The main reason why procrastination leads to mental anguish has to do with our beliefs or stories we tell ourselves about how things are “supposed to” be. This is what some psychologists refer to as the “ought self”. We tell ourselves things like “I really ought to write that paper” or “I really ought to start my taxes” or “I really ought to lose some weight”.
While these stories are a generally good thing, the trouble comes when there is a gap between what you think you ought to be doing and what you are actually doing instead (ex: “I ought to be finishing that paper but I’m actually watching Game of Thrones — again”).
Whenever there is a discrepancy between “ought” and “actual”, whenever the math just doesn’t add up in the ol’ brain, we automatically create a story to fill that gap. In other words, we need an explanation for why what ought to happen isn’t what’s actually happening. And this is something most of us do without even thinking about it.

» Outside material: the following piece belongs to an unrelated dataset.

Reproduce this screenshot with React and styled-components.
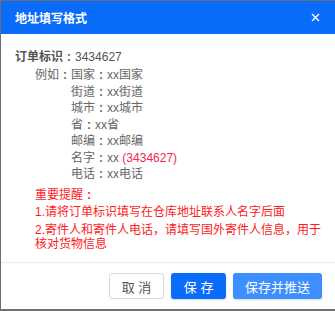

The dark side of procrastination
Unfortunately, in the case of procrastination, the type of stories that automatically fill the “ought” and “actual” gap tend to take the form of guilt, shame, and self loathing which is the perfect environment for our unconscious negative opinions of ourselves to rise to the surface.
The whole equation ends up sounding something like this:
“I ought to be finishing that project, but I’m actually hanging out with my friends. Therefore, I’m the worst bastard in the entire universe and my life is going to collapse because I’m a fraud and I knew I was going to screw this up anyways because I always do, and oh my God I wish I would have started this sooner but I’m such a perfectionist that it’s impossible to just throw things together because people who do that are idiots and I don’t even like this project anyways and I wonder if the top of my refrigerator could use a good dusting…”
And the next thing you know, BAM! You’re on procrastination street yet again.
Perhaps that’s a little dramatic, but it’s truly crazy how easily our deepest, most distorted insecurities can leak into our brainwaves when we aren’t doing what we think we ought to be doing.
We end up mentally punishing ourselves in moments when we’re not moving towards that perfect picture we see in our heads and get stuck in the same-old procrastinator’s groove of avoidance, negative self-talk, and frustration.
Don’t fucking beat yourself up
Ok, enough with the psychology lesson. This site is about taking action, right? So let’s talk about what can be done stop the vicious cycle of avoidance, anxiety, guilt, fear, shame and overly strenuous effort.
There are zillions (yes, zillions) of tips, tricks, techniques and tactics for trying to curb procrastination. Just do a Google search for “how to stop procrastinating” (which you’ve obviously already done before — admit it) and you’ll immediately come across a variety of things you can try: Change your surroundings! Make a list! Buy David Allen’s ‘Getting Things Done’! Use Evernote! And so on…
These are great tips, but without the right mindset many of these approaches won’t address the emotional root of your frustration. Even if you do create the world’s greatest email tagging system or the ultimate one-ring-to-rule-them-all to-do list, it won’t mean anything if you keep driving yourself down into the same old muck of self-deprecation and shame without the clarity of mind it takes to actually get yourself back on track and getting shit done.
Before loading up on the tactics, try implementing these 3 simple changes to your mindset:
1. Pay attention!
See if you can recognize when you start launching into automatic, negative, self-talk scripts. A little awareness will go a long way toward
2. Tell it like it is!
Readjust the guilting, shaming, and judgmental narratives in your head by calling your thoughts, behaviors and emotions exactly what they are: thoughts, behaviors and emotions!
3. Stop beating yourself up!
Most importantly, quit treating yourself like a villain. You’ll be much better equipped to change your behavior for the better if you aren’t beating yourself up for what you’re doing — or not doing.
At the end of the day, you simply have too much ass to kick in this life to waste time and energy kicking your own. Remember, this is your story — so tell yourself a good one!